Money for shareholders, not green energy
BP channelled more than half of its profits to shareholders, handing them 14 times as much as it spent on “low carbon investment”. The company’s investment in fossil fuels currently stands at £7.5bn, further endangering decarbonisation and putting to bed the company’s claim a decade ago that it was moving ‘Beyond Petroleum’.
Following a similar pattern to BP, Shell spent 7.5 times as much on payouts to its shareholders and twice as much on marketing as it invested in its ‘Renewable and Energy Solutions’ division – which in turn has come under fire for its green credentials.

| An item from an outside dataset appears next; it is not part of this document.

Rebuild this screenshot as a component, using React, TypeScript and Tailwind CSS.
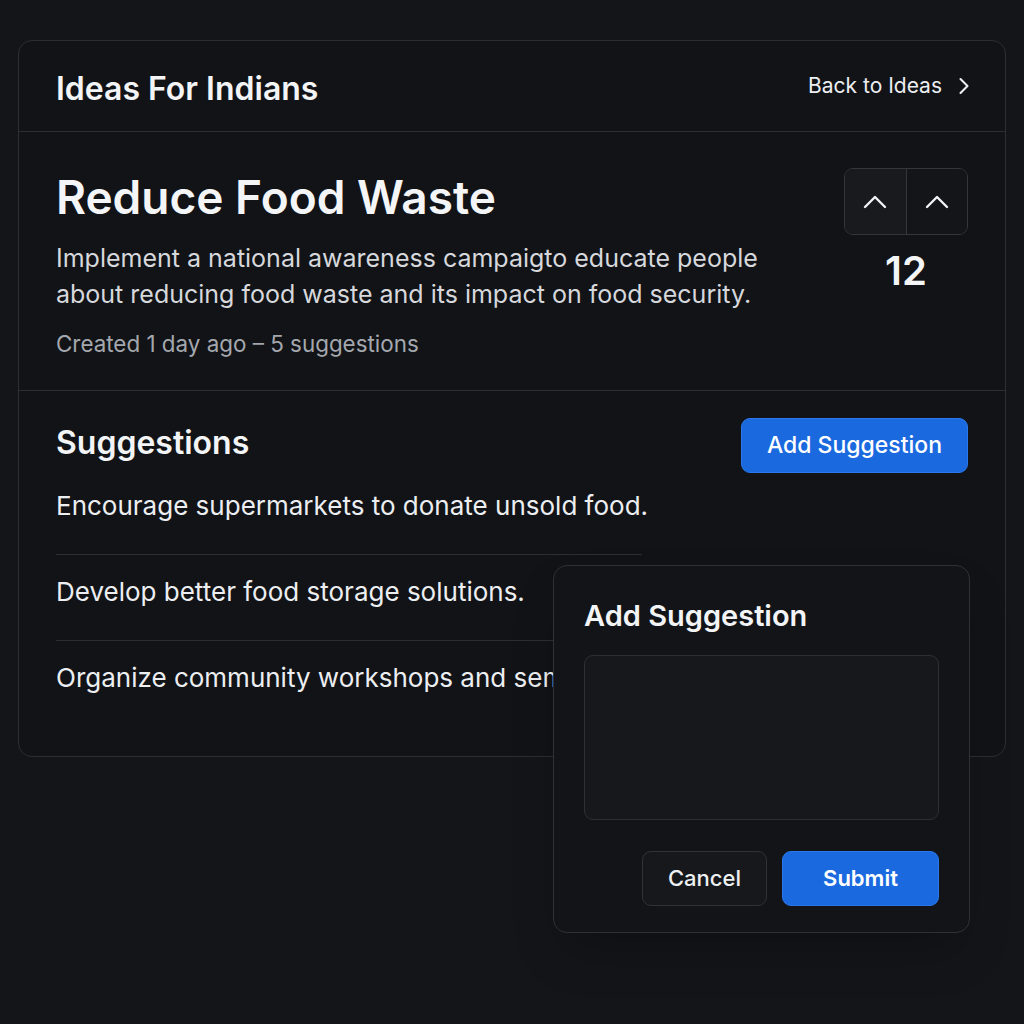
import {ChevronRight} from "lucide-react";

const suggestions = [
  "Encourage supermarkets to donate unsold food.",
  "Develop better food storage solutions.",
  "Organize community workshops and seminars.",
];

const font = {fontFamily: "Inter, 'Noto Sans', sans-serif"};

const UpArrow = () => (
  <svg width="24" height="14" viewBox="0 0 24 14" fill="none" stroke="currentColor" strokeWidth="2.4" strokeLinecap="round" strokeLinejoin="round">
    <path d="M2 12 12 2l10 10"/>
  </svg>
);

const VoteBox = () => (
  <div className="flex flex-col items-center">
    <div className="flex h-[67px] w-[124px] overflow-hidden rounded-[9px] border border-[#33363b]">
      <button className="flex flex-1 items-center justify-center bg-[#181a1e] text-[#f1f2f4]">
        <UpArrow/>
      </button>
      <div className="w-px bg-[#33363b]"/>
      <button className="flex flex-1 items-center justify-center bg-[#131519] text-[#f1f2f4]">
        <UpArrow/>
      </button>
    </div>
    <div className="mt-[16px] text-[40px] font-semibold leading-none text-[#f4f5f7]">12</div>
  </div>
);

const AddSuggestionModal = () => (
  <div className="absolute left-[553px] top-[565px] w-[417px] rounded-[14px] border border-[#2e3136] bg-[#121418] px-[30px] pb-[26px] pt-[30px] shadow-2xl">
    <h3 className="text-[29px] font-semibold leading-[40px] text-[#f3f4f6]">Add Suggestion</h3>
    <textarea
      className="mt-[19px] block h-[165px] w-full resize-none rounded-[9px] border border-[#2c2f34] bg-[#16181c] outline-none"
    />
    <div className="mt-[31px] flex justify-end gap-[15px]">
      <button className="h-[55px] w-[125px] rounded-[9px] border border-[#2f3237] bg-[#16181c] text-[22px] font-medium text-[#eef0f2]">
        Cancel
      </button>
      <button className="h-[55px] w-[157px] rounded-[9px] border border-[#2a78ec] bg-[#1a69df] text-[22px] font-semibold text-white">
        Submit
      </button>
    </div>
  </div>
);

export default function App() {
  return (
    <div className="relative min-h-[1024px] w-full bg-[#131519] pt-[40px]" style={font}>
      <div className="ml-[18px] w-[988px] rounded-[14px] border border-[#2b2e33] bg-[#111317]">
        <div className="flex h-[91px] items-center justify-between border-b border-[#2b2e33] px-[37px]">
          <h1 className="mt-[5px] text-[32px] font-semibold text-[#f3f4f6]">Ideas For Indians</h1>
          <a href="#" className="flex items-center gap-[8px] text-[21px] text-[#eceef1]">
            Back to Ideas
            <ChevronRight size={28} strokeWidth={1.8} className="-mr-[10px]"/>
          </a>
        </div>

        <div className="flex justify-between border-b border-[#2b2e33] px-[37px] pb-[31px] pt-[36px]">
          <div>
            <h2 className="text-[46px] font-semibold leading-[58px] text-[#f4f5f7]">Reduce Food Waste</h2>
            <p className="mt-[14px] w-[740px] text-[25px] leading-[36px] text-[#d6d8dc]">
              Implement a national awareness campaigto educate people about reducing food waste and its impact on food security.
            </p>
            <p className="mt-[17px] text-[22.4px] leading-[30px] text-[#a4a8ae]">Created 1 day ago – 5 suggestions</p>
          </div>
          <VoteBox/>
        </div>

        <div className="px-[37px] pb-[63px] pt-[27px]">
          <div className="flex items-center justify-between">
            <h2 className="-mt-[6px] text-[32px] font-semibold leading-[44px] text-[#f3f4f6]">Suggestions</h2>
            <button className="h-[55px] w-[227px] rounded-[9px] border border-[#2a78ec] bg-[#1a69df] text-[23px] font-medium text-white">
              Add Suggestion
            </button>
          </div>
          <ul className="w-[586px] divide-y divide-[#2b2e33]">
            {suggestions.map((s) => (
              <li key={s} className="whitespace-nowrap pb-[33px] pt-[22px] text-[26px] leading-[30px] text-[#eceef1] first:pt-[18px] last:pb-0">
                {s}
              </li>
            ))}
          </ul>
        </div>
      </div>
      <AddSuggestionModal/>
    </div>
  );
}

With the UK lagging behind on its response to the climate emergency, the investment records of the energy giants pose huge risks to the need to decouple from oil and gas. As companies like Shell and BP double down on fossil fuels – energy sources prone to global shocks of the kind that has driven the current crisis – the case for transforming the energy system around public needs is clearer than ever.
While the spike in global gas prices has inflated Centrica, BP and Shell’s profits, the three companies have been making vast sums for years before the energy crisis. Analysis by the think tank Common Wealth found that between 2010 and 2020, Shell and BP channelled £147bn in share buybacks and dividends to their shareholders. Centrica came in at a comparatively smaller £7bn – though that’s hardly a tiny figure.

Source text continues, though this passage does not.